No signal considered in isolation
has any meaning; to figure out its meaning you have to know where it
came from, and also what is done with it after it gets to its
destination. And, wasteful or not, the basic architecture is that of
Selfridge’s Pandemonium model, in which each different kind of
perception comes from a physically different input function that
produces it. Only the connectivity matters; the signals are all
alike.
Yes. In a place-coding system it doesn’t matter that one path
resulting in P(V) connects, eventually, to environmental variable V,
and another derives ultimately from some function that outputs
uncertainty “U(V)”. The fact that the signals are on THOSE
wires is what matters. And it would be the same if the perceptual
Input function that produces P(V) also produced U(V), and if those two
signals, on separate connectors, both served as input to any
higher-level PIF that used P(V).
There is no machinery at the
receiving end that can distinguish different kinds of perceptions in
any one signal path. What arrives by one signal path is simply a
representation of the magnitude of one variable.
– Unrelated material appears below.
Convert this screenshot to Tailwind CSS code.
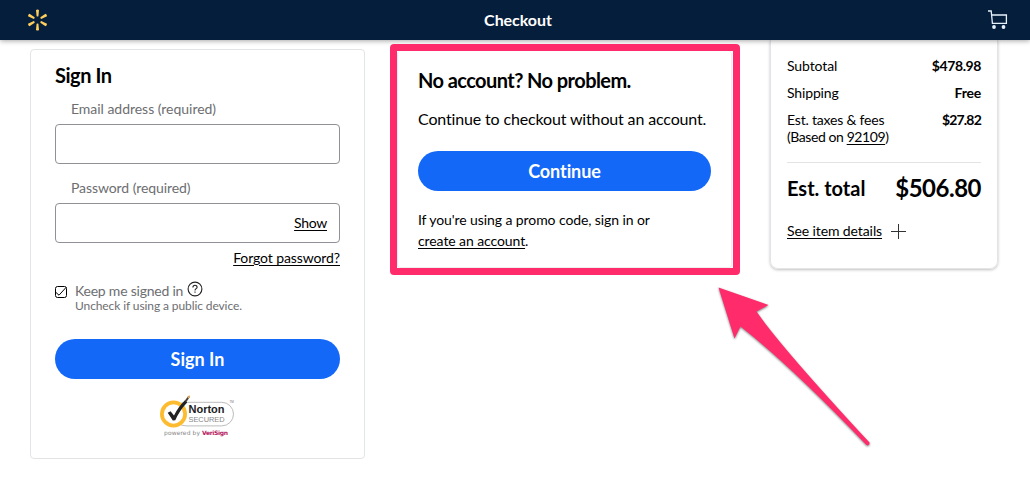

The variable might
represent uncertainty, or it might represent the taste of
applesauce.
Yep.
But it just tells the destination how
much of it there is, not WHAT it is.
So far, so good.
The identification of WHAT doesn’t
come until the category level – and then, all that says WHAT is there
is the fact that there is more signal in this path than that
path.
Why would you say that? WHAT it is determines which error signal
induces what action outputs, outputs that affect WHICH environmental
variable. That’s as true at the lower levels as it is at the category
level and above. I fail to see what “category level” has to
do with the situation.
In a way, I hope my invocation of Shannon pervents this message
being posted, because that would resolve a mystery.